Modeling a Normal Fault

As you have learned, the word normal in the context of geology doesn't mean typical or ordinary. It has to do with the relative positions of a hanging wall and foot wall at a fault. A fault is a break in a rock bed. We are going to make a fault system with cardboard and show what a normal fault is. We can also use this setup to show a different type of fault.

Steps to Make the Model

  1. Gather 3 unused cardboard boxes with at least 10 inches on one side.
  2. Cut out six 5-inch-wide and 10-inch-long strips of cardboard.
  3. Paint the strips of cardboard different colors and be sure to paint the edges. When the paint dries, move on to the next step.
  4. Glue the strips of cardboard to each other. When the glue dries, move on to the next step.
  5. Draw a diagonal line from top to bottom and from left to right on the side (like \ ) of the glued cardboard pieces. We'll call the glued cardboard pieces the rock bed from now on.
  6. Carefully, with adult help if needed, cut along the diagonal line, resulting in two pieces of the rock bed.

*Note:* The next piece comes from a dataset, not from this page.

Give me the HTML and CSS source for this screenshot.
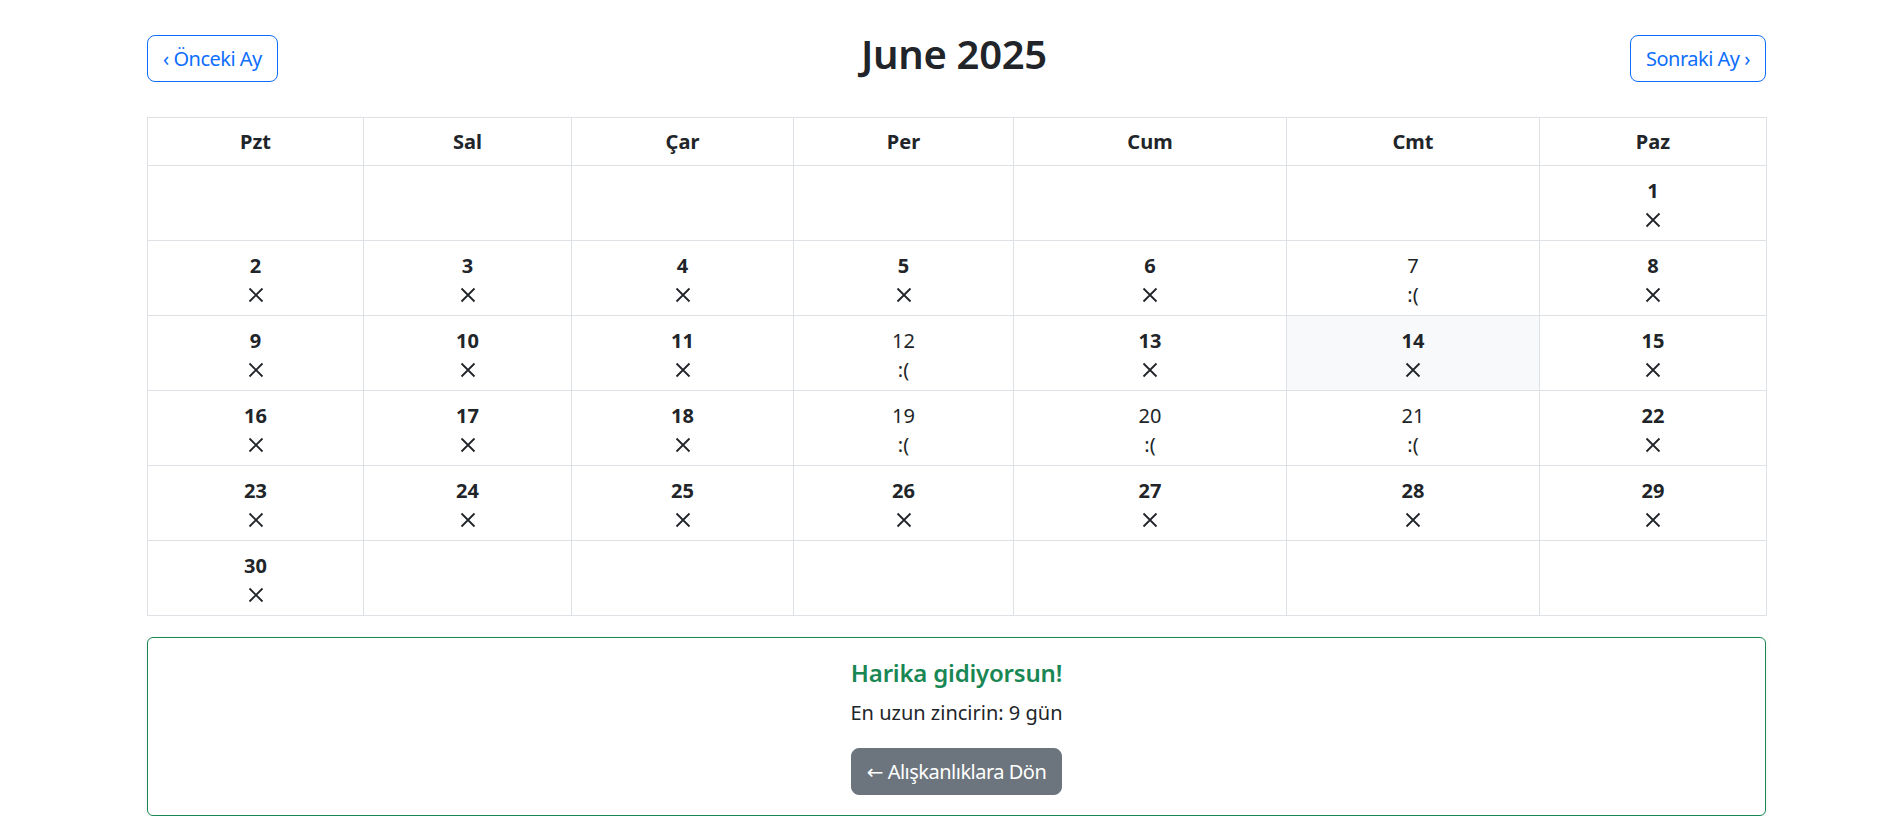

Paint the raw edges of the rock bed to match the rest of the colors.

Follow-Up Questions

  1. What is the area between the two rock beds that make up the fault called?
  2. Looking straight onto the rock beds, what is the left side of the fault called?
  3. Looking straight onto the rock beds, what is the right side of the fault called?
  4. Which way do you need to move the right side of the rock bed to make a normal fault?
  5. Referring to question 4, what is the fault called when the reverse of what you did in number 4 is done?
  6. Referring to question 4 again, what type of stress results in a normal fault?